LOUDONVILLE — After doing so for 40 seasons, Siena College will no longer support a field hockey team.
The school announced Monday night it had discontinued the program because of funding and facility issues. Siena athletic director John D’Argenio said he met with the program’s players early Monday evening to deliver that news to them.
“As you can imagine, there was a lot of women that were upset,” D’Argenio said of how that meeting went.
The team had 16 players with eligibility remaining, and D’Argenio said any athletic-related aid previously promised to those players will continue if they remain at Siena. The school will also honor the three National Letters of Intent that had been signed by incoming freshman.
“It’s not their fault,” D’Argenio said of the team’s players in relation to the program’s demise. “It’s on us that we’re not able to support it.”
D’Argenio said the decision to end the field hockey program came after the athletic department finished its piece of a campus-wide review that’s part of the college’s strategic plan.
“Every department is going through program reviews,” D’Argenio said, “and one of the goals and objectives was how do we better invest in our strategic plan . . . and part of that is making decisions and divesting so we can reinvest.”
D’Argenio said money saved from ending the field hockey program will remain with funding women’s sports. Not including field hockey, Siena’s athletic department now supports 21 programs, a dozen of which are women’s teams.
“Our proportionality is very good,” D’Argenio said in response to a question about how ending the field hockey program affects the school’s position relative to Title IX. “Our student body on campus is 52 percent [female] and now, without field hockey, our [percentage of] female athletes is just over 51 percent.”
Kara Zappone had been Siena’s head coach for the last six seasons. D’Argenio said she had resigned after last season and that the school had not replaced her.
“One of the things we’re doing on campus [is] when positions become open, they’re not filled immediately,” D’Argenio said. “We have to take a look at them, see if we have anybody that can supply that support in the interim until we fill the position.”
In its 40 seasons playing field hockey as a varsity sport, Siena compiled a 134-419-9 record. The program was 50-324 in its 25 years competing at the Division I level.
D’Argenio said the program’s lack of competitive success “wasn’t a factor” in the program’s cancellation. Instead, he cited field hockey’s status as an associate sport within the MAAC and the school’s continued inability to adequately fund the program in comparison to other MAAC schools as primary reasons for ending the program.
“We were at the bottom of just about every category in terms of scholarships, operating funds and coaching support,” D’Argenio said.

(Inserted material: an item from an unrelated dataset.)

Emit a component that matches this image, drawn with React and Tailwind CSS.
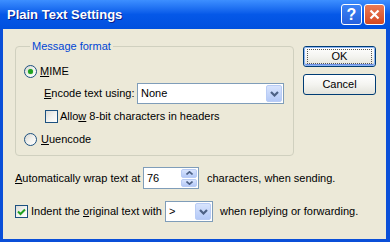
import React from 'react';

const Chevron = ({ up = false, small = false }) => (
    <svg width={small ? 7 : 9} height={small ? 4 : 6} viewBox={small ? '0 0 7 4' : '0 0 9 6'} className={up ? 'rotate-180' : ''}>
        {small
            ? <path d="M0.5 0.5 L3.5 3.2 L6.5 0.5" stroke="#4D6185" strokeWidth="1.6" fill="none" />
            : <path d="M1 1 L4.5 4.5 L8 1" stroke="#4D6185" strokeWidth="2.2" fill="none" />}
    </svg>
);

const DropButton = () => (
    <div className="w-[16px] h-[17px] mr-[1px] rounded-[2px] border border-[#B9CCF5] bg-gradient-to-b from-[#D8E4FD] to-[#B4C9F7] flex items-center justify-center">
        <Chevron />
    </div>
);

const Radio = ({ checked }) => (
    <div className="w-[13px] h-[13px] rounded-full border border-[#1C5180] bg-gradient-to-br from-[#D6D5CE] via-[#F2F2EE] to-white flex items-center justify-center shrink-0">
        {checked && <div className="w-[5px] h-[5px] rounded-full bg-[#21A121] shadow-[0_0_1px_#5BCF5B]" />}
    </div>
);

const Checkbox = ({ checked }) => (
    <div className="w-[13px] h-[13px] border border-[#1C5180] bg-gradient-to-br from-[#DCDCD7] via-[#F2F2EE] to-white flex items-center justify-center shrink-0">
        {checked && (
            <svg width="9" height="8" viewBox="0 0 9 8">
                <path d="M1 3.5 L3.5 6 L8 1.5" stroke="#21A121" strokeWidth="2" fill="none" />
            </svg>
        )}
    </div>
);

const XpButton = ({ children, isDefault }) => (
    <div className="w-[73px] h-[21px] rounded-[3px] border border-[#003C74] bg-gradient-to-b from-white via-[#F4F4F0] to-[#E3E3DB] flex items-center justify-center">
        <div className={`w-full h-full rounded-[2px] flex items-center justify-center ${isDefault ? 'border border-[#8CB4F2] shadow-[inset_0_-1px_0_#6C8FE6]' : ''}`}>
            <div className={`flex items-center justify-center ${isDefault ? 'w-[65px] h-[15px] border border-dotted border-[#555]' : ''}`}>
                {children}
            </div>
        </div>
    </div>
);

const U = ({ children }) => <span className="underline underline-offset-[1px]">{children}</span>;

export default function App() {
    return (
        <div className="w-[390px] h-[242px] bg-[#0A4FD8] flex flex-col overflow-hidden font-['Liberation_Sans',Arial,sans-serif]">
            {/* title bar */}
            <div className="h-[29px] shrink-0 flex items-center pl-[7px] pr-[5px] bg-gradient-to-b from-[#3D8FFF] via-[#0558E8] to-[#0050DE]">
                <span className="text-white font-bold text-[13px] [text-shadow:1px_1px_0_#0A1E8C] pt-[1px]">Plain Text Settings</span>
                <div className="ml-auto flex gap-[2px]">
                    <div className="w-[21px] h-[21px] rounded-[3px] border border-white bg-gradient-to-b from-[#3C83F5] to-[#2560DE] flex items-center justify-center text-white font-bold text-[16px] leading-none">?</div>
                    <div className="w-[21px] h-[21px] rounded-[3px] border border-white bg-gradient-to-b from-[#E97A55] to-[#D4471F] flex items-center justify-center">
                        <svg width="11" height="11" viewBox="0 0 11 11">
                            <path d="M1.5 1.5 L9.5 9.5 M9.5 1.5 L1.5 9.5" stroke="white" strokeWidth="2.2" />
                        </svg>
                    </div>
                </div>
            </div>

            {/* client area */}
            <div className="flex-1 ml-[3px] mr-[4px] mb-[3px] bg-[#ECE9D8] pl-[12px] pt-[10px] text-[11px] leading-[13px] text-black">
                <div className="flex">
                    <fieldset className="w-[279px] border border-[#D0D0BF] rounded-[4px] pl-[8px] pb-[9px]">
                        <legend className="ml-[6px] px-[2px] text-[#0046D5] leading-[14px]">Message format</legend>
                        <div className="mt-[12px] h-[13px] flex items-center">
                            <Radio checked />
                            <span className="ml-[3px]"><U>M</U>IME</span>
                        </div>
                        <div className="mt-[5px] h-[21px] flex items-center pl-[20px]">
                            <span className="w-[93px]"><U>E</U>ncode text using:</span>
                            <div className="w-[147px] h-[21px] border border-[#7F9DB9] bg-white flex items-center">
                                <span className="pl-[3px] flex-1">None</span>
                                <DropButton />
                            </div>
                        </div>
                        <div className="mt-[6px] h-[13px] flex items-center pl-[21px]">
                            <Checkbox />
                            <span className="ml-[2px]">Allo<U>w</U> 8-bit characters in headers</span>
                        </div>
                        <div className="mt-[10px] h-[13px] flex items-center">
                            <Radio />
                            <span className="ml-[4px]"><U>U</U>uencode</span>
                        </div>
                    </fieldset>

                    <div className="ml-[9px] mt-[7px] flex flex-col gap-[7px]">
                        <XpButton isDefault>OK</XpButton>
                        <XpButton>Cancel</XpButton>
                    </div>
                </div>

                <div className="mt-[11px] h-[22px] flex items-center">
                    <span className="w-[128px]"><U>A</U>utomatically wrap text at</span>
                    <div className="w-[56px] h-[22px] border border-[#7F9DB9] bg-white flex">
                        <span className="pl-[3px] pt-[4px] flex-1">76</span>
                        <div className="w-[16px] mr-[1px] my-[1px] flex flex-col gap-[1px]">
                            <div className="flex-1 rounded-[2px] border border-[#B9CCF5] bg-gradient-to-b from-[#D8E4FD] to-[#B4C9F7] flex items-center justify-center">
                                <Chevron up small />
                            </div>
                            <div className="flex-1 rounded-[2px] border border-[#B9CCF5] bg-gradient-to-b from-[#D8E4FD] to-[#B4C9F7] flex items-center justify-center">
                                <Chevron small />
                            </div>
                        </div>
                    </div>
                    <span className="ml-[8px]">characters, when sending.</span>
                </div>

                <div className="mt-[12px] h-[21px] flex items-center">
                    <Checkbox checked />
                    <span className="w-[137px] pl-[3px]">Indent the <U>o</U>riginal text with</span>
                    <div className="w-[48px] h-[21px] border border-[#7F9DB9] bg-white flex items-center">
                        <span className="pl-[3px] flex-1">&gt;</span>
                        <DropButton />
                    </div>
                    <span className="ml-[7px]">when replying or forwarding.</span>
                </div>
            </div>
        </div>
    );
}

The school’s field turf artificial playing surface, D’Argenio said, was another factor driving up costs of continuing the field hockey program. Siena was one of six Division I programs not playing home games on an AstroTurf field, which made scheduling non-conference home games a challenge; in the last five seasons, Siena played 35 of 50 non-conference games off campus.
Siena has not scrapped a sport since football in 2004. D’Argenio said the athletic department’s review is complete and no other sport will be removed.
“What I can say is we did this strategically and it wasn’t just done haphazardly — and we did it so not only can we save money, but so we can also reinvest,” D’Argenio said.